Zero-copy integer parsing

Common method to parse integer was very inefficient: - read method has been called to create a copy of couple bytes; - separate method has been called just to call struct.unpack; - for one-byte integers always failing type check happend in byte2int method; - for three-byte integers there were extra bytes concatenation. This change makes all integer parsing with no copies and with minimal method calls number.

Zero-copy integer parsing
cd988f7bd280 · Yuriy Taraday · a1e3b192d1fb · cd988f7b
Commit cd988f7bd280 authored 10 years ago by Yuriy Taraday
--- a/pymysql/connections.py
+++ b/pymysql/connections.py
@@ -291,9 +291,40 @@
        """
        return self._data[position:(position+length)]

+    if PY2:
+        def read_uint8(self):
+            result = ord(self._data[self._position])
+            self._position += 1
+            return result
+    else:
+        def read_uint8(self):
+            result = self._data[self._position]
+            self._position += 1
+            return result
+
+    def read_uint16(self):
+        result = struct.unpack_from('<H', self._data, self._position)[0]
+        self._position += 2
+        return result
+
+    def read_uint24(self):
+        low, high = struct.unpack_from('<HB', self._data, self._position)
+        self._position += 3
+        return low + high << 16
+
+    def read_uint32(self):
+        result = struct.unpack_from('<I', self._data, self._position)[0]
+        self._position += 4
+        return result
+
+    def read_uint64(self):
+        result = struct.unpack_from('<Q', self._data, self._position)[0]
+        self._position += 8
+        return result
+
    def read_length_encoded_integer(self):
        """Read a 'Length Coded Binary' number from the data buffer.

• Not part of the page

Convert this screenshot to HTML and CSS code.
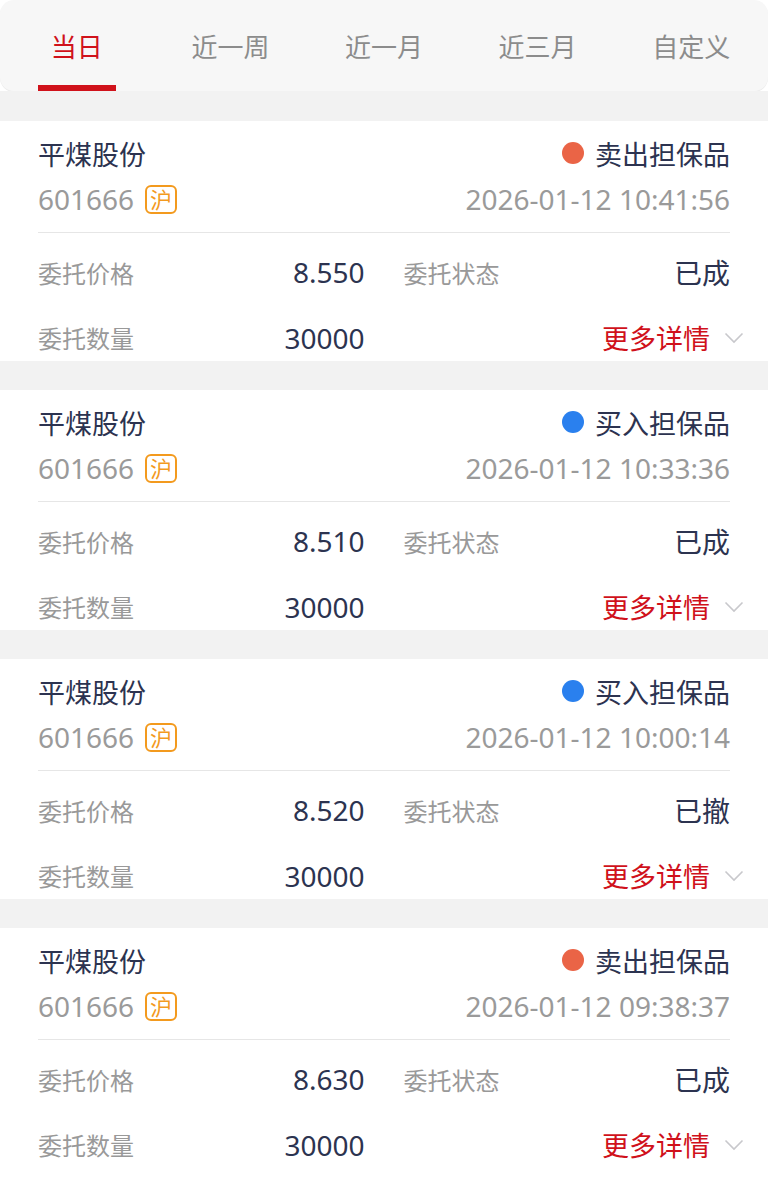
FILE: index.html
```html
<!DOCTYPE html>
<html lang="zh-CN">
<head>
    <meta charset="UTF-8">
    <meta name="viewport" content="width=device-width, initial-scale=1.0">
    <title>委托查询</title>
    <link rel="stylesheet" href="styles.css">
</head>
<body>

<nav class="tabs">
    <div class="tab active">当日</div>
    <div class="tab">近一周</div>
    <div class="tab">近一月</div>
    <div class="tab">近三月</div>
    <div class="tab">自定义</div>
</nav>

<div class="list">
    <div class="card">
        <div class="head">
            <div class="name">平煤股份</div>
            <div class="side"><span class="dot sell"></span>卖出担保品</div>
            <div class="code">601666<span class="badge">沪</span></div>
            <div class="time">2026-01-12 10:41:56</div>
        </div>
        <div class="info">
            <div class="cell"><span class="label">委托价格</span><span class="value">8.550</span></div>
            <div class="cell"><span class="label">委托状态</span><span class="value">已成</span></div>
            <div class="cell"><span class="label">委托数量</span><span class="value">30000</span></div>
            <div class="cell"><span></span><span class="more">更多详情<svg width="20" height="12" viewBox="0 0 20 12"><path d="M1.5 1.5 L10 10 L18.5 1.5" fill="none" stroke="#c8c8cc" stroke-width="1.6"/></svg></span></div>
        </div>
    </div>

    <div class="card">
        <div class="head">
            <div class="name">平煤股份</div>
            <div class="side"><span class="dot buy"></span>买入担保品</div>
            <div class="code">601666<span class="badge">沪</span></div>
            <div class="time">2026-01-12 10:33:36</div>
        </div>
        <div class="info">
            <div class="cell"><span class="label">委托价格</span><span class="value">8.510</span></div>
            <div class="cell"><span class="label">委托状态</span><span class="value">已成</span></div>
            <div class="cell"><span class="label">委托数量</span><span class="value">30000</span></div>
            <div class="cell"><span></span><span class="more">更多详情<svg width="20" height="12" viewBox="0 0 20 12"><path d="M1.5 1.5 L10 10 L18.5 1.5" fill="none" stroke="#c8c8cc" stroke-width="1.6"/></svg></span></div>
        </div>
    </div>

    <div class="card">
        <div class="head">
            <div class="name">平煤股份</div>
            <div class="side"><span class="dot buy"></span>买入担保品</div>
            <div class="code">601666<span class="badge">沪</span></div>
            <div class="time">2026-01-12 10:00:14</div>
        </div>
        <div class="info">
            <div class="cell"><span class="label">委托价格</span><span class="value">8.520</span></div>
            <div class="cell"><span class="label">委托状态</span><span class="value">已撤</span></div>
            <div class="cell"><span class="label">委托数量</span><span class="value">30000</span></div>
            <div class="cell"><span></span><span class="more">更多详情<svg width="20" height="12" viewBox="0 0 20 12"><path d="M1.5 1.5 L10 10 L18.5 1.5" fill="none" stroke="#c8c8cc" stroke-width="1.6"/></svg></span></div>
        </div>
    </div>

    <div class="card">
        <div class="head">
            <div class="name">平煤股份</div>
            <div class="side"><span class="dot sell"></span>卖出担保品</div>
            <div class="code">601666<span class="badge">沪</span></div>
            <div class="time">2026-01-12 09:38:37</div>
        </div>
        <div class="info">
            <div class="cell"><span class="label">委托价格</span><span class="value">8.630</span></div>
            <div class="cell"><span class="label">委托状态</span><span class="value">已成</span></div>
            <div class="cell"><span class="label">委托数量</span><span class="value">30000</span></div>
            <div class="cell"><span></span><span class="more">更多详情<svg width="20" height="12" viewBox="0 0 20 12"><path d="M1.5 1.5 L10 10 L18.5 1.5" fill="none" stroke="#c8c8cc" stroke-width="1.6"/></svg></span></div>
        </div>
    </div>
</div>

</body>
</html>
```

FILE: styles.css
```css
body {
    margin: 0;
    background-color: #ffffff;
    font-family: "Noto Sans", "Noto Sans CJK SC", sans-serif;
    color: #2c3350;
}
.tabs {
    display: grid;
    grid-template-columns: repeat(5, 1fr);
    height: 91px;
    background-color: #f7f7f7;
    border-radius: 14px;
    box-shadow: 0 1px 0 #ececec;
}
.tab {
    display: flex;
    justify-content: center;
    align-items: center;
    font-size: 26px;
    color: #8c8c8c;
}
.tab.active {
    color: #d0121b;
    position: relative;
}
.tab.active::after {
    content: "";
    position: absolute;
    left: 38px;
    width: 78px;
    bottom: 0;
    height: 6px;
    background-color: #d0121b;
}
.list {
    background-color: #f2f2f2;
    padding-top: 30px;
}
.card {
    background-color: #ffffff;
    height: 240px;
    margin-bottom: 29px;
    padding: 9px 38px 0;
    box-sizing: border-box;
}
.head {
    display: grid;
    grid-template-columns: 1fr auto;
    grid-auto-rows: 46px;
    align-items: center;
    padding-bottom: 10px;
    border-bottom: 1px solid #e6e6e6;
}
.name {
    font-size: 27px;
}
.side {
    display: flex;
    align-items: center;
    justify-self: end;
    font-size: 27px;
}
.dot {
    width: 22px;
    height: 22px;
    border-radius: 50%;
    margin-right: 11px;
}
.dot.sell {
    background-color: #ea6446;
}
.dot.buy {
    background-color: #2a80ee;
}
.code {
    display: flex;
    align-items: center;
    font-size: 28px;
    color: #9a9a9a;
}
.badge {
    display: inline-flex;
    justify-content: center;
    align-items: center;
    width: 32px;
    height: 29px;
    box-sizing: border-box;
    margin-left: 11px;
    border: 2px solid #f39a1e;
    border-radius: 6px;
    color: #f39a1e;
    font-size: 22px;
    line-height: 1;
}
.time {
    font-size: 28px;
    color: #9a9a9a;
    text-align: right;
}
.info {
    display: grid;
    grid-template-columns: 1fr 1fr;
    column-gap: 39px;
    grid-template-rows: 48px 47px;
    row-gap: 18px;
    padding-top: 15px;
}
.cell {
    display: flex;
    justify-content: space-between;
    align-items: center;
}
.label {
    font-size: 24px;
    color: #999999;
}
.value {
    font-size: 28px;
}
.more {
    display: flex;
    align-items: center;
    gap: 14px;
    margin-right: -14px;
    font-size: 27px;
    color: #d0111b;
}
```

        Length coded numbers can be anywhere from 1 to 9 bytes depending
        on the value of the first byte.
        """
@@ -294,12 +325,12 @@
    def read_length_encoded_integer(self):
        """Read a 'Length Coded Binary' number from the data buffer.

        Length coded numbers can be anywhere from 1 to 9 bytes depending
        on the value of the first byte.
        """
-        c = ord(self.read(1))
+        c = self.read_uint8()
        if c == NULL_COLUMN:
            return None
        if c < UNSIGNED_CHAR_COLUMN:
            return c
        elif c == UNSIGNED_SHORT_COLUMN:
@@ -301,7 +332,7 @@
        if c == NULL_COLUMN:
            return None
        if c < UNSIGNED_CHAR_COLUMN:
            return c
        elif c == UNSIGNED_SHORT_COLUMN:
-            return unpack_uint16(self.read(UNSIGNED_SHORT_LENGTH))
+            return self.read_uint16()
        elif c == UNSIGNED_INT24_COLUMN:
@@ -307,3 +338,3 @@
        elif c == UNSIGNED_INT24_COLUMN:
-            return unpack_int24(self.read(UNSIGNED_INT24_LENGTH))
+            return self.read_uint24()
        elif c == UNSIGNED_INT64_COLUMN:
@@ -309,5 +340,5 @@
        elif c == UNSIGNED_INT64_COLUMN:
-            return unpack_int64(self.read(UNSIGNED_INT64_LENGTH))
+            return self.read_uint64()

    def read_length_coded_string(self):
        """Read a 'Length Coded String' from the data buffer.
@@ -344,7 +375,7 @@
        if self.is_error_packet():
            self.rewind()
            self.advance(1)  # field_count == error (we already know that)
-            errno = unpack_uint16(self.read(2))
+            errno = self.read_uint16()
            if DEBUG: print("errno =", errno)
            raise_mysql_exception(self._data)

@@ -375,11 +406,11 @@
        self.name = self.read_length_coded_string().decode(encoding)
        self.org_name = self.read_length_coded_string().decode(encoding)
        self.advance(1)  # non-null filler
-        self.charsetnr = struct.unpack('<H', self.read(2))[0]
-        self.length = struct.unpack('<I', self.read(4))[0]
-        self.type_code = byte2int(self.read(1))
-        self.flags = struct.unpack('<H', self.read(2))[0]
-        self.scale = byte2int(self.read(1))  # "decimals"
+        self.charsetnr = self.read_uint16()
+        self.length = self.read_uint32()
+        self.type_code = self.read_uint8()
+        self.flags = self.read_uint16()
+        self.scale = self.read_uint8()  # "decimals"
        self.advance(2)  # filler (always 0x00)
        # 'default' is a length coded binary and is still in the buffer?
        # not used for normal result sets...